Consistent with previous studies, cytology was an important risk factor for CIN 2+ diagnosis. Multivariate logistic regression showed that cytology findings of HSIL+, ASC-H, and ECC CIN 1 were risk factors for CIN 2+, whereas cytology of ASC-US, LSIL, hrHPV status, and age were not. The high-grade cytology findings were more significant than ECC CIN 1 (OR = 4.73–4.88 vs 1.80). The risk of CIN 2+ in ECC CIN 1 with cytology of LSIL or less was lower than biopsy CIN 1 with cytology of HSIL or worse (21.68% vs 36.11%, p < .001). Therefore, a high-grade cytology finding was a higher risk factor than ECC CIN 1.
Fine et al13 evaluated the relationship between the ECC grade and the excisional specimen histological findings, and they demonstrated a perfect agreement in 36.7% of cases and agreement within 1 grade in 60.4% of cases. In our study, ECC CIN 1 reached perfect agreement with the excisional specimen histological findings in 46.5% and agreement within 1 grade in 99.5% of cases. Endocervical curettage during LEEP was important in predicting persistent/recurrent disease. A retrospective study included 330 women with a mean follow-up of 29.4 months; 188 women underwent ECC at the time of LEEP. On multivariate analysis, a positive ECC was the only variable significantly associated with persistence/recurrence (p = .001). In the Cox regression model, positive ECC (p = .001) and positive margins (p = .009) were independently associated with higher failure rates.14
Our study showed that ECC CIN 1 could help detect AIS and occult squamous cancer in addition to cytology. In this study, 0.25% (3/1,195) women with cervical CIN 1 were diagnosed with invasive cervical cancer by LEEP, which was similar to 0.24% (3/1,257) women in our previous study.15 However, this study was retrospective with age of ECC CIN 1 group women older than biopsy CIN 1 (44.9 ± 9.1 vs 42.6 ± 8.4 years old).

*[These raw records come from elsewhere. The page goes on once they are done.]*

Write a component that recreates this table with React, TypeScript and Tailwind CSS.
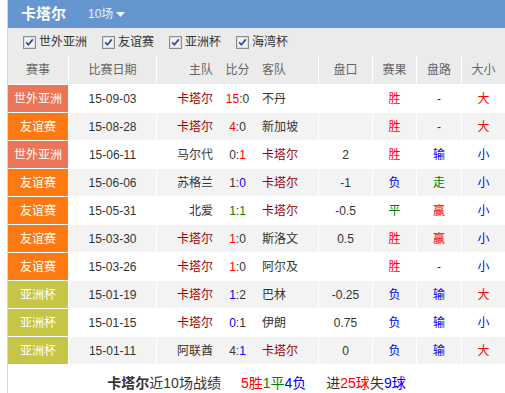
const FONT = "font-['Liberation_Sans','Noto_Sans_CJK_SC',sans-serif]";

type Row = {
  league: string;
  date: string;
  home: string;
  hs: string;
  as: string;
  away: string;
  hc?: string; // score colour for home goals
  ac?: string;
  line: string;
  result: string;
  pan: string;
  size: string;
};

const RED = "text-[#ff0000]";
const BLUE = "text-[#0000ff]";
const GREEN = "text-[#008000]";
const DARK = "text-[#333333]";

const rows: Row[] = [
  { league: "世外亚洲", date: "15-09-03", home: "卡塔尔", hs: "15", as: "0", away: "不丹", hc: RED, line: "", result: "胜", pan: "-", size: "大" },
  { league: "友谊赛", date: "15-08-28", home: "卡塔尔", hs: "4", as: "0", away: "新加坡", hc: RED, line: "", result: "胜", pan: "-", size: "大" },
  { league: "世外亚洲", date: "15-06-11", home: "马尔代", hs: "0", as: "1", away: "卡塔尔", ac: RED, line: "2", result: "胜", pan: "输", size: "小" },
  { league: "友谊赛", date: "15-06-06", home: "苏格兰", hs: "1", as: "0", away: "卡塔尔", ac: BLUE, line: "-1", result: "负", pan: "走", size: "小" },
  { league: "友谊赛", date: "15-05-31", home: "北爱", hs: "1", as: "1", away: "卡塔尔", hc: GREEN, ac: GREEN, line: "-0.5", result: "平", pan: "赢", size: "小" },
  { league: "友谊赛", date: "15-03-30", home: "卡塔尔", hs: "1", as: "0", away: "斯洛文", hc: RED, line: "0.5", result: "胜", pan: "赢", size: "小" },
  { league: "友谊赛", date: "15-03-26", home: "卡塔尔", hs: "1", as: "0", away: "阿尔及", hc: RED, line: "", result: "胜", pan: "-", size: "小" },
  { league: "亚洲杯", date: "15-01-19", home: "卡塔尔", hs: "1", as: "2", away: "巴林", hc: BLUE, line: "-0.25", result: "负", pan: "输", size: "大" },
  { league: "亚洲杯", date: "15-01-15", home: "卡塔尔", hs: "0", as: "1", away: "伊朗", hc: BLUE, line: "0.75", result: "负", pan: "输", size: "小" },
  { league: "亚洲杯", date: "15-01-11", home: "阿联酋", hs: "4", as: "1", away: "卡塔尔", ac: BLUE, line: "0", result: "负", pan: "输", size: "大" },
];

const leagueBg: Record<string, string> = {
  世外亚洲: "bg-[#ea7558]",
  友谊赛: "bg-[#fd7a13]",
  亚洲杯: "bg-[#c6c545]",
};

const resultColor: Record<string, string> = { 胜: RED, 负: BLUE, 平: GREEN };
const panColor: Record<string, string> = { 赢: RED, 输: BLUE, 走: GREEN, "-": DARK };
const sizeColor: Record<string, string> = { 大: RED, 小: BLUE };

const GRID = "grid grid-cols-[61px_88px_62px_37px_63px_54px_44px_45px_43px]";

function CheckBox() {
  return (
    <svg width="13" height="13" viewBox="0 0 13 13" className="shrink-0">
      <rect x="0.5" y="0.5" width="12" height="12" fill="#f2f2f2" stroke="#8c8c8c" />
      <rect x="1.5" y="1.5" width="10" height="10" fill="none" stroke="#dcdcdc" />
      <path d="M3.2 6.4 L5.4 8.8 L9.8 3.4" fill="none" stroke="#2b47a6" strokeWidth="1.7" />
    </svg>
  );
}

export default function App() {
  const filters = ["世外亚洲", "友谊赛", "亚洲杯", "海湾杯"];
  return (
    <div className={`${FONT} w-[505px] h-[393px] overflow-hidden bg-white pl-[7px] text-[12px]`}>
      <div className="border-l border-[#d6d6d6] h-full w-[498px] flex flex-col">
        {/* title bar */}
        <div className="h-[28px] bg-[#6596cf] flex items-center pl-[13px] shrink-0">
          <span className="text-white font-bold text-[15px]">卡塔尔</span>
          <span className="ml-[22px] text-[#e6f2ff] text-[12px] flex items-center">
            10场
            <svg width="9" height="5" viewBox="0 0 9 5" className="ml-[3px] mt-[1px]">
              <path d="M0 0 H9 L4.5 5 Z" fill="#f2f8ff" />
            </svg>
          </span>
        </div>

        {/* filters */}
        <div className="h-[28px] bg-[#ebebeb] flex items-center pl-[15px] gap-[15px] shrink-0">
          {filters.map((f) => (
            <label key={f} className="flex items-center gap-[3px] text-[#333] text-[12px]">
              <CheckBox />
              <span>{f}</span>
            </label>
          ))}
        </div>

        {/* header */}
        <div className={`${GRID} h-[29px] bg-[#ebebeb] border-b border-white text-[#666] shrink-0`}>
          <div className="border-r border-white flex items-center justify-center">赛事</div>
          <div className="border-r border-white flex items-center justify-center">比赛日期</div>
          <div className="flex items-center justify-end pr-[6px]">主队</div>
          <div className="flex items-center justify-center">比分</div>
          <div className="border-r border-white flex items-center pl-[6px]">客队</div>
          <div className="border-r border-white flex items-center justify-center">盘口</div>
          <div className="border-r border-white flex items-center justify-center">赛果</div>
          <div className="border-r border-white flex items-center justify-center">盘路</div>
          <div className="flex items-center justify-center">大小</div>
        </div>

        {/* rows */}
        {rows.map((r, i) => (
          <div
            key={i}
            className={`${GRID} h-[28px] border-b border-white shrink-0 ${i % 2 === 1 ? "bg-[#f3f3f3]" : "bg-white"}`}
          >
            <div className={`${leagueBg[r.league]} border-r border-white text-white flex items-center justify-center`}>
              {r.league}
            </div>
            <div className="border-r border-white flex items-center justify-center text-[#333]">{r.date}</div>
            <div className={`flex items-center justify-end pr-[6px] ${r.home === "卡塔尔" ? "text-[#990000]" : "text-[#333]"}`}>
              {r.home}
            </div>
            <div className="flex items-center justify-center text-[#333]">
              <span className={r.hc ?? ""}>{r.hs}</span>:<span className={r.ac ?? ""}>{r.as}</span>
            </div>
            <div className={`border-r border-white flex items-center pl-[6px] ${r.away === "卡塔尔" ? "text-[#990000]" : "text-[#333]"}`}>
              {r.away}
            </div>
            <div className="border-r border-white flex items-center justify-center text-[#333]">{r.line}</div>
            <div className={`border-r border-white flex items-center justify-center ${resultColor[r.result]}`}>{r.result}</div>
            <div className={`border-r border-white flex items-center justify-center ${panColor[r.pan]}`}>{r.pan}</div>
            <div className={`flex items-center justify-center ${sizeColor[r.size]}`}>{r.size}</div>
          </div>
        ))}

        {/* summary */}
        <div className="h-[36px] flex items-center justify-center text-[14px] text-[#333] shrink-0">
          <span className="font-bold">卡塔尔</span>
          <span>近10场战绩</span>
          <span className="ml-[20px]">
            <span className={RED}>5胜</span>
            <span className={GREEN}>1平</span>
            <span className={BLUE}>4负</span>
          </span>
          <span className="ml-[20px]">
            进<span className={RED}>25球</span>失<span className={BLUE}>9球</span>
          </span>
        </div>
      </div>
    </div>
  );
}
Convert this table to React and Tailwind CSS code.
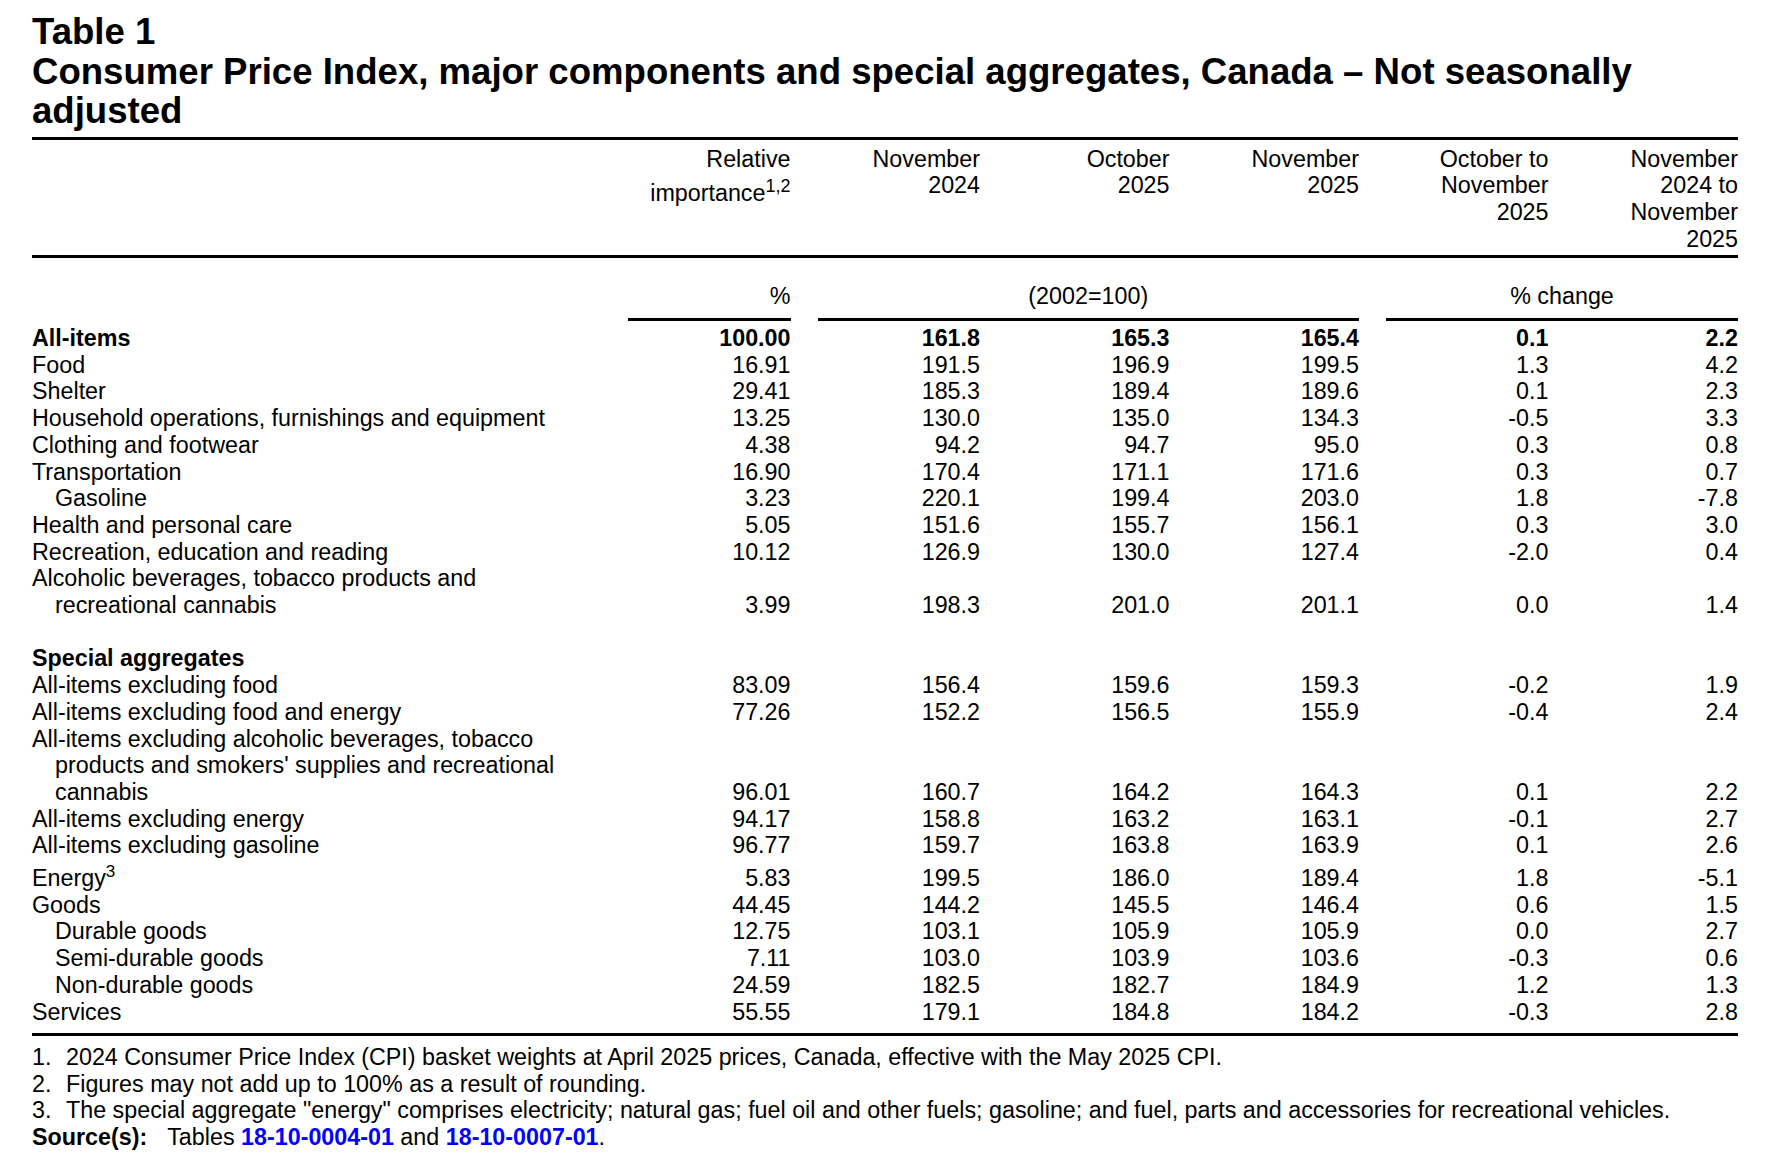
import React from "react";

const rows = [
  { label: "All-items", vals: ["100.00", "161.8", "165.3", "165.4", "0.1", "2.2"], bold: true },
  { label: "Food", vals: ["16.91", "191.5", "196.9", "199.5", "1.3", "4.2"] },
  { label: "Shelter", vals: ["29.41", "185.3", "189.4", "189.6", "0.1", "2.3"] },
  { label: "Household operations, furnishings and equipment", vals: ["13.25", "130.0", "135.0", "134.3", "-0.5", "3.3"] },
  { label: "Clothing and footwear", vals: ["4.38", "94.2", "94.7", "95.0", "0.3", "0.8"] },
  { label: "Transportation", vals: ["16.90", "170.4", "171.1", "171.6", "0.3", "0.7"] },
  { label: "Gasoline", indent: true, vals: ["3.23", "220.1", "199.4", "203.0", "1.8", "-7.8"] },
  { label: "Health and personal care", vals: ["5.05", "151.6", "155.7", "156.1", "0.3", "3.0"] },
  { label: "Recreation, education and reading", vals: ["10.12", "126.9", "130.0", "127.4", "-2.0", "0.4"] },
  { lines: ["Alcoholic beverages, tobacco products and", "recreational cannabis"], vals: ["3.99", "198.3", "201.0", "201.1", "0.0", "1.4"] },
  { blank: true },
  { label: "Special aggregates", boldLabel: true, vals: ["", "", "", "", "", ""] },
  { label: "All-items excluding food", vals: ["83.09", "156.4", "159.6", "159.3", "-0.2", "1.9"] },
  { label: "All-items excluding food and energy", vals: ["77.26", "152.2", "156.5", "155.9", "-0.4", "2.4"] },
  { lines: ["All-items excluding alcoholic beverages, tobacco", "products and smokers' supplies and recreational", "cannabis"], vals: ["96.01", "160.7", "164.2", "164.3", "0.1", "2.2"] },
  { label: "All-items excluding energy", vals: ["94.17", "158.8", "163.2", "163.1", "-0.1", "2.7"] },
  { label: "All-items excluding gasoline", vals: ["96.77", "159.7", "163.8", "163.9", "0.1", "2.6"] },
  { label: "Energy", sup: "3", vals: ["5.83", "199.5", "186.0", "189.4", "1.8", "-5.1"] },
  { label: "Goods", vals: ["44.45", "144.2", "145.5", "146.4", "0.6", "1.5"] },
  { label: "Durable goods", indent: true, vals: ["12.75", "103.1", "105.9", "105.9", "0.0", "2.7"] },
  { label: "Semi-durable goods", indent: true, vals: ["7.11", "103.0", "103.9", "103.6", "-0.3", "0.6"] },
  { label: "Non-durable goods", indent: true, vals: ["24.59", "182.5", "182.7", "184.9", "1.2", "1.3"] },
  { label: "Services", vals: ["55.55", "179.1", "184.8", "184.2", "-0.3", "2.8"] },
];

const grid = "grid grid-cols-[569px_189.5px_189.5px_189.5px_189.5px_189.5px_189.5px]";

function Row({ r }) {
  if (r.blank) return <div className="h-[26.7px]" />;
  return (
    <div className={`${grid} items-end ${r.bold ? "font-bold" : ""} ${r.sup ? "pt-[6px]" : ""}`}>
      <div className="whitespace-nowrap">
        {r.lines ? (
          r.lines.map((l, i) => (
            <div key={i} className={i > 0 ? "pl-[23px]" : ""}>
              {l}
            </div>
          ))
        ) : (
          <div className={`${r.indent ? "pl-[23px]" : ""} ${r.boldLabel ? "font-bold" : ""}`}>
            {r.label}
            {r.sup && <sup className="text-[17px] top-[-9px]">{r.sup}</sup>}
          </div>
        )}
      </div>
      {r.vals.map((v, i) => (
        <div key={i} className="pl-[27px] text-right">
          {v}
        </div>
      ))}
    </div>
  );
}

export default function App() {
  return (
    <div className="min-h-[1158px] w-[1776px] bg-white text-black font-['Liberation_Sans',Arial,Helvetica,sans-serif]">
      <div className="ml-[32px] w-[1706px] pt-[12px]">
        <h1 className="text-[36.6px] leading-[39.5px] font-bold whitespace-nowrap">
          Table 1
          <br />
          Consumer Price Index, major components and special aggregates, Canada – Not seasonally
          <br />
          adjusted
        </h1>

        <div className="mt-[6px] border-t-[3px] border-black" />

        <div className="text-[23.3px] leading-[26.7px]">
          {/* Header */}
          <div className={`${grid} items-start pt-[6px] pb-[3px]`}>
            <div />
            <div className="pl-[27px] text-right">
              <div>Relative</div>
              <div className="pt-[8px] whitespace-nowrap">
                importance<sup className="text-[18px] top-[-9px]">1,2</sup>
              </div>
            </div>
            <div className="pl-[27px] text-right">
              <div>November</div>
              <div>2024</div>
            </div>
            <div className="pl-[27px] text-right">
              <div>October</div>
              <div>2025</div>
            </div>
            <div className="pl-[27px] text-right">
              <div>November</div>
              <div>2025</div>
            </div>
            <div className="pl-[27px] text-right">
              <div>October to</div>
              <div>November</div>
              <div>2025</div>
            </div>
            <div className="pl-[27px] text-right">
              <div>November</div>
              <div>2024 to</div>
              <div>November</div>
              <div>2025</div>
            </div>
          </div>

          <div className="border-t-[3px] border-black" />

          {/* Units row */}
          <div className={`${grid} pt-[25px]`}>
            <div />
            <div className="pl-[27px]">
              <div className="text-right pb-[8px] border-b-[3px] border-black">%</div>
            </div>
            <div className="col-span-3 pl-[27px]">
              <div className="text-center pb-[8px] border-b-[3px] border-black">(2002=100)</div>
            </div>
            <div className="col-span-2 pl-[27px]">
              <div className="text-center pb-[8px] border-b-[3px] border-black">% change</div>
            </div>
          </div>

          {/* Body */}
          <div className="pt-[4px]">
            {rows.map((r, i) => (
              <Row key={i} r={r} />
            ))}
          </div>

          <div className="mt-[8px] border-t-[3px] border-black" />

          {/* Footnotes */}
          <div className="pt-[8px] leading-[26.4px] whitespace-nowrap">
            <div className="flex">
              <span className="w-[34px]">1.</span>
              <span>2024 Consumer Price Index (CPI) basket weights at April 2025 prices, Canada, effective with the May 2025 CPI.</span>
            </div>
            <div className="flex">
              <span className="w-[34px]">2.</span>
              <span>Figures may not add up to 100% as a result of rounding.</span>
            </div>
            <div className="flex">
              <span className="w-[34px]">3.</span>
              <span>
                The special aggregate "energy" comprises electricity; natural gas; fuel oil and other fuels; gasoline; and fuel, parts and accessories for recreational vehicles.
              </span>
            </div>
            <div className="flex">
              <span className="font-bold">Source(s):</span>
              <span className="ml-[20px]">
                Tables <span className="font-bold text-[#0000ff]">18-10-0004-01</span> and{" "}
                <span className="font-bold text-[#0000ff]">18-10-0007-01</span>.
              </span>
            </div>
          </div>
        </div>
      </div>
    </div>
  );
}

In addition, we cannot present the results of those who are CIN 3+ separately from those who are CIN 2+, because we have changed from CIN to squamous intraepithelial lesion terminology since 2013. Hence, a large prospective study comparing the risk of CIN 3+ between the 2 groups would be preferable.
In conclusion, ECC CIN 1 has a greater risk of CIN 2+ diagnosis than biopsy CIN 1, but high-grade cytology has a higher risk than ECC CIN 1.